As previously mentioned, John Lewis Partnership can be described as a retailing company conducting its businesses online and in store. Primary activities have been described as ‘directly concerned with the creation and delivery of product and services’ (Sholes, 2008, Porter, M. 1980). Thus, the key value adding activities that is associated with John Lewis Partnership can be identified using Porter’s Value Chain model (1985) are inbound and outbound logistics. Service can be added to these as ultimately, the success of the business model is determined by the superior service provided to customers.

The use of warehouse and workforce management system allows optimisation in people, inventory and equipment to create a more agile, efficient and least distribution and also focus on performance culture. The Partnership in return, sees the productivity increased by 16%, labour costs reduced by 8%, enhanced stock availability, 40% improved of warehouse order picking and also delivery time decrease by 25%. Thus, the support activity underpinning the added value is in technology development. The ease of use system allows the company to cut overheads thus led to business growth and value-added developments that increase customer service and also when combined with other attributes as illustrated earlier creates a distinctive capability that rivals find difficult to match and hence lead to a competitive advantage.

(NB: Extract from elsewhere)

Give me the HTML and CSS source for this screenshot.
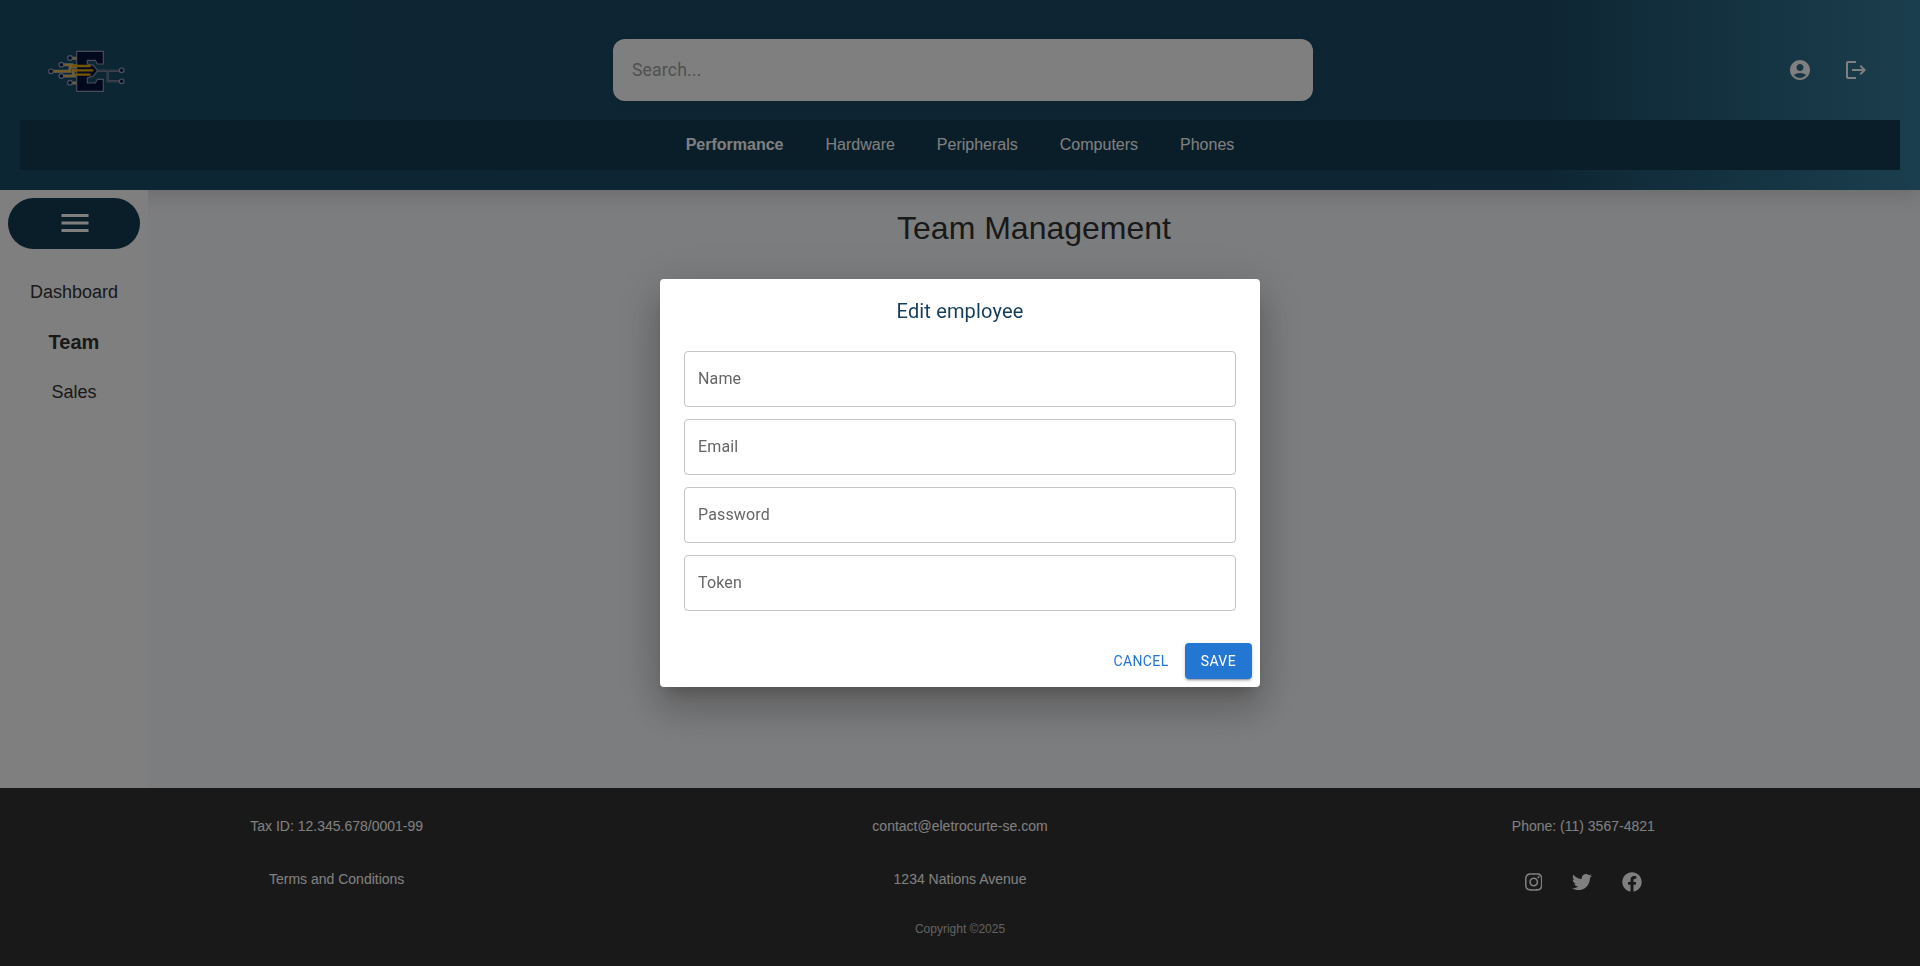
FILE: index.html
```html
<!DOCTYPE html>
<html lang="en">
<head>
<meta charset="utf-8">
<title>Team Management</title>
<link rel="stylesheet" href="styles.css">
</head>
<body>
<div class="page">
  <header class="header">
    <div class="header-row">
      <a class="logo" href="#">
        <svg width="100" height="65" viewBox="0 0 300 195" fill="none">
          <g stroke="#b9bcc6" stroke-width="9">
            <path d="M33 94H90V80H150M64 74H100M64 108H100V91H155M100 108H150M90 55H112M90 129H112"/>
          </g>
          <g stroke="#9aa3b8" stroke-width="6">
            <path d="M172 92H245M203 92V124H245"/>
          </g>
          <path d="M172 92H245M203 92V124H245" stroke="#3a4466" stroke-width="2"/>
          <path d="M110 34H190V72H172L166 61H142V72L160 76L173 92L160 108L142 114V129H166L172 118H190V154H110Z" fill="#04123f" stroke="#8f9ab0" stroke-width="3.5"/>
          <g stroke="#f0b93a" stroke-width="5">
            <path d="M36 94H90V76M64 75H112M64 108H100V91H112M95 55H109M95 129H109"/>
          </g>
          <g stroke="#e6aa08" stroke-width="7">
            <path d="M96 78H152M98 91H160M104 104H152"/>
          </g>
          <g fill="#071a4a" stroke="#9aa5bd" stroke-width="3.5">
            <circle cx="90" cy="54" r="7"/><circle cx="64" cy="74" r="7"/><circle cx="33" cy="94" r="7"/><circle cx="64" cy="108" r="7"/><circle cx="90" cy="128" r="7"/><circle cx="245" cy="91" r="7"/><circle cx="245" cy="124" r="7"/>
          </g>
        </svg>
      </a>
      <input class="search" type="text" placeholder="Search...">
      <div class="header-actions">
        <button class="icon-button"><svg width="24" height="24" viewBox="0 0 24 24"><path d="M12 2C6.48 2 2 6.48 2 12s4.48 10 10 10 10-4.48 10-10S17.52 2 12 2zm0 4c1.93 0 3.5 1.57 3.5 3.5S13.93 13 12 13s-3.5-1.57-3.5-3.5S10.07 6 12 6zm0 14c-2.03 0-4.43-.82-6.14-2.88C7.55 15.8 9.68 15 12 15s4.45.8 6.14 2.12C16.43 19.18 14.03 20 12 20z"/></svg></button>
        <button class="icon-button"><svg width="24" height="24" viewBox="0 0 24 24"><path d="m17 7-1.41 1.41L18.17 11H8v2h10.17l-2.58 2.58L17 17l5-5zM4 5h8V3H4c-1.1 0-2 .9-2 2v14c0 1.1.9 2 2 2h8v-2H4V5z"/></svg></button>
      </div>
    </div>
    <nav class="nav">
      <a class="nav-link active" href="#">Performance</a>
      <a class="nav-link" href="#">Hardware</a>
      <a class="nav-link" href="#">Peripherals</a>
      <a class="nav-link" href="#">Computers</a>
      <a class="nav-link" href="#">Phones</a>
    </nav>
  </header>
  <div class="body">
    <aside class="sidebar">
      <button class="menu-button"><svg width="36" height="36" viewBox="0 0 24 24"><path d="M3 18h18v-2H3v2zm0-5h18v-2H3v2zm0-7v2h18V6H3z"/></svg></button>
      <nav class="side-nav">
        <a class="side-link" href="#">Dashboard</a>
        <a class="side-link active" href="#">Team</a>
        <a class="side-link" href="#">Sales</a>
      </nav>
    </aside>
    <main class="main">
      <h1 class="title">Team Management</h1>
    </main>
  </div>
  <footer class="footer">
    <div class="footer-grid">
      <span>Tax ID: 12.345.678/0001-99</span>
      <span>contact@eletrocurte-se.com</span>
      <span>Phone: (11) 3567-4821</span>
      <span>Terms and Conditions</span>
      <span>1234 Nations Avenue</span>
      <div class="social">
        <svg width="17.5" height="20" viewBox="0 0 448 512"><path d="M224.1 141c-63.6 0-114.9 51.3-114.9 114.9s51.3 114.9 114.9 114.9S339 319.5 339 255.9 287.7 141 224.1 141zm0 189.6c-41.1 0-74.7-33.5-74.7-74.7s33.5-74.7 74.7-74.7 74.7 33.5 74.7 74.7-33.6 74.7-74.7 74.7zm146.4-194.3c0 14.9-12 26.8-26.8 26.8-14.9 0-26.8-12-26.8-26.8s12-26.8 26.8-26.8 26.8 12 26.8 26.8zm76.1 27.2c-1.7-35.9-9.9-67.7-36.2-93.9-26.2-26.2-58-34.4-93.9-36.2-37-2.1-147.9-2.1-184.9 0-35.8 1.7-67.6 9.9-93.9 36.1s-34.4 58-36.2 93.9c-2.1 37-2.1 147.9 0 184.9 1.7 35.9 9.9 67.7 36.2 93.9s58 34.4 93.9 36.2c37 2.1 147.9 2.1 184.9 0 35.9-1.7 67.7-9.9 93.9-36.2 26.2-26.2 34.4-58 36.2-93.9 2.1-37 2.1-147.8 0-184.8zM398.8 388c-7.8 19.6-22.9 34.7-42.6 42.6-29.5 11.7-99.5 9-132.1 9s-102.7 2.6-132.1-9c-19.6-7.8-34.7-22.9-42.6-42.6-11.7-29.5-9-99.5-9-132.1s-2.6-102.7 9-132.1c7.8-19.6 22.9-34.7 42.6-42.6 29.5-11.7 99.5-9 132.1-9s102.7-2.6 132.1 9c19.6 7.8 34.7 22.9 42.6 42.6 11.7 29.5 9 99.5 9 132.1s2.7 102.7-9 132.1z"/></svg>
        <svg width="20" height="20" viewBox="0 0 512 512"><path d="M459.37 151.716c.325 4.548.325 9.097.325 13.645 0 138.72-105.583 298.558-298.558 298.558-59.452 0-114.68-17.219-161.137-47.106 8.447.974 16.568 1.299 25.34 1.299 49.055 0 94.213-16.568 130.274-44.832-46.132-.975-84.792-31.188-98.112-72.772 6.498.974 12.995 1.624 19.818 1.624 9.421 0 18.843-1.3 27.614-3.573-48.081-9.747-84.143-51.98-84.143-102.985v-1.299c13.969 7.797 30.214 12.67 47.431 13.319-28.264-18.843-46.781-51.005-46.781-87.391 0-19.492 5.197-37.36 14.294-52.954 51.655 63.675 129.3 105.258 216.365 109.807-1.624-7.797-2.599-15.918-2.599-24.04 0-57.828 46.782-104.934 104.934-104.934 30.213 0 57.502 12.67 76.67 33.137 23.715-4.548 46.456-13.32 66.599-25.34-7.798 24.366-24.366 44.833-46.132 57.827 21.117-2.273 41.584-8.122 60.426-16.243-14.292 20.791-32.161 39.308-52.628 54.253z"/></svg>
        <svg width="20" height="20" viewBox="0 0 512 512"><path d="M504 256C504 119 393 8 256 8S8 119 8 256c0 123.78 90.69 226.38 209.25 245V327.69h-63V256h63v-54.64c0-62.15 37-96.48 93.67-96.48 27.14 0 55.52 4.84 55.52 4.84v61h-31.28c-30.8 0-40.41 19.12-40.41 38.77V256h68.78l-11 71.69h-57.78V501C413.31 482.38 504 379.78 504 256z"/></svg>
      </div>
    </div>
    <p class="copyright">Copyright ©2025</p>
  </footer>
</div>
<div class="backdrop">
  <form class="dialog">
    <h2 class="dialog-title">Edit employee</h2>
    <div class="dialog-content">
      <input class="field" type="text" placeholder="Name">
      <input class="field" type="text" placeholder="Email">
      <input class="field" type="text" placeholder="Password">
      <input class="field" type="text" placeholder="Token">
    </div>
    <div class="dialog-actions">
      <button class="button" type="button">CANCEL</button>
      <button class="button primary" type="button">SAVE</button>
    </div>
  </form>
</div>
</body>
</html>
```
FILE: styles.css
```css
* { box-sizing: border-box; }
body {
  margin: 0;
  font-family: "Liberation Sans", Arial, sans-serif;
  color: #333;
  overflow: hidden;
}
a { color: inherit; text-decoration: none; }
button { border: 0; background: none; padding: 0; font: inherit; }
svg { display: block; }

.page { display: flex; flex-direction: column; height: 966px; }

.header {
  height: 190px;
  padding: 20px;
  background: linear-gradient(90deg, #1b4c66 0%, #1c4b66 80%, #367d9c 100%);
  box-shadow: 0 4px 20px rgba(0, 0, 0, .15);
  position: relative;
}
.header-row {
  height: 100px;
  padding: 0 24px 0 20px;
  display: grid;
  grid-template-columns: 1fr 700px 1fr;
  align-items: center;
}
.logo { padding-top: 5px; }
.search {
  width: 700px;
  height: 62px;
  margin-left: 5px;
  padding: 0 19px;
  border: 0;
  border-radius: 12px;
  background: #fff;
  font: 17.6px Roboto, sans-serif;
  letter-spacing: .00938em;
  box-shadow: 0 2px 8px rgba(0, 0, 0, .1);
}
.search::placeholder { color: #a2a2a2; }
.header-actions { display: flex; justify-content: flex-end; gap: 16px; }
.icon-button { padding: 8px; fill: #fff; }
.nav {
  height: 50px;
  display: flex;
  justify-content: center;
  align-items: center;
  gap: 42px;
  background: #153d53;
  color: #fff;
  font-size: 16px;
}
.nav-link.active { font-weight: 700; }

.body { flex: 1; display: flex; }
.sidebar {
  width: 148px;
  padding: 8px;
  background: #fff;
  position: relative;
}
.menu-button {
  width: 132px;
  height: 51px;
  padding: 0 0 .5px 1px;
  border-radius: 25.5px;
  display: flex;
  align-items: center;
  justify-content: center;
  background: #153d53;
  fill: #fff;
}
.side-nav { padding-top: 18px; display: flex; flex-direction: column; }
.side-link {
  height: 50px;
  display: flex;
  align-items: center;
  justify-content: center;
  font-size: 18px;
}
.side-link.active { font-size: 20px; font-weight: 700; }
.main { flex: 1; background: #f9fafd; }
.title {
  margin: 20px 0 0;
  text-align: center;
  font-size: 32px;
  line-height: 37px;
  font-weight: 400;
}

.footer { height: 178px; background: #333; color: #fff; font-size: 14px; }
.footer-grid {
  padding: 30px 25px 0;
  display: grid;
  grid-template-columns: repeat(3, 1fr);
  grid-template-rows: 16px 21px;
  row-gap: 37px;
  justify-items: center;
}
.social { display: flex; gap: 30px; padding-top: 1px; fill: #fff; }
.footer-grid span { line-height: 16px; }
.copyright {
  margin: 30px 0 0;
  text-align: center;
  font-size: 12px;
  line-height: 14px;
  color: #c2c2c2;
}

.backdrop {
  position: fixed;
  inset: 0;
  display: flex;
  align-items: center;
  justify-content: center;
  background: rgba(0, 0, 0, .5);
  font-family: Roboto, sans-serif;
}
.dialog {
  width: 600px;
  background: #fff;
  border-radius: 4px;
  box-shadow: 0 11px 15px -7px rgba(0, 0, 0, .2), 0 24px 38px 3px rgba(0, 0, 0, .14), 0 9px 46px 8px rgba(0, 0, 0, .12);
}
.dialog-title {
  margin: 0;
  padding: 16px 24px;
  text-align: center;
  color: #153d5c;
  font-size: 20px;
  line-height: 32px;
  font-weight: 400;
  letter-spacing: .0075em;
}
.dialog-content {
  padding: 8px 24px 24px;
  display: flex;
  flex-direction: column;
  gap: 12px;
}
.field {
  height: 56px;
  padding: 0 13px 2px;
  border: 1px solid #c4c4c4;
  border-radius: 4px;
  font: 16px Roboto, sans-serif;
  letter-spacing: .00938em;
}
.field::placeholder { color: #666; }
.dialog-actions {
  padding: 8px;
  display: flex;
  justify-content: flex-end;
  gap: 8px;
}
.button {
  height: 36px;
  padding: 0 8px;
  border-radius: 4px;
  color: #2476d3;
  font-size: 14px;
  letter-spacing: .02857em;
}
.button.primary {
  padding: 0 16px;
  background: #2476d3;
  color: #fff;
  box-shadow: 0 3px 1px -2px rgba(0, 0, 0, .2), 0 2px 2px rgba(0, 0, 0, .14), 0 1px 5px rgba(0, 0, 0, .12);
}
```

The strategic aims of John Lewis Partnership depicts high level coherence between the partnership and the strategic choices, resources and capabilities that have been used to achieve its aims. The strategic choice of differentiation/narrow focus has enabled the company to focus on developing capabilities that improve performance and add value to customers. This, in turn, has led to the exponential growth of the business throughout the period 2000 to 2010 evidenced by increasing market share, turnover, profit, (as shown on Table 1) including increase in sales of products and services and strategic alliances and partnerships were also increased. Therefore, the key findings of the work clearly show that a competitive advantage has been achieved.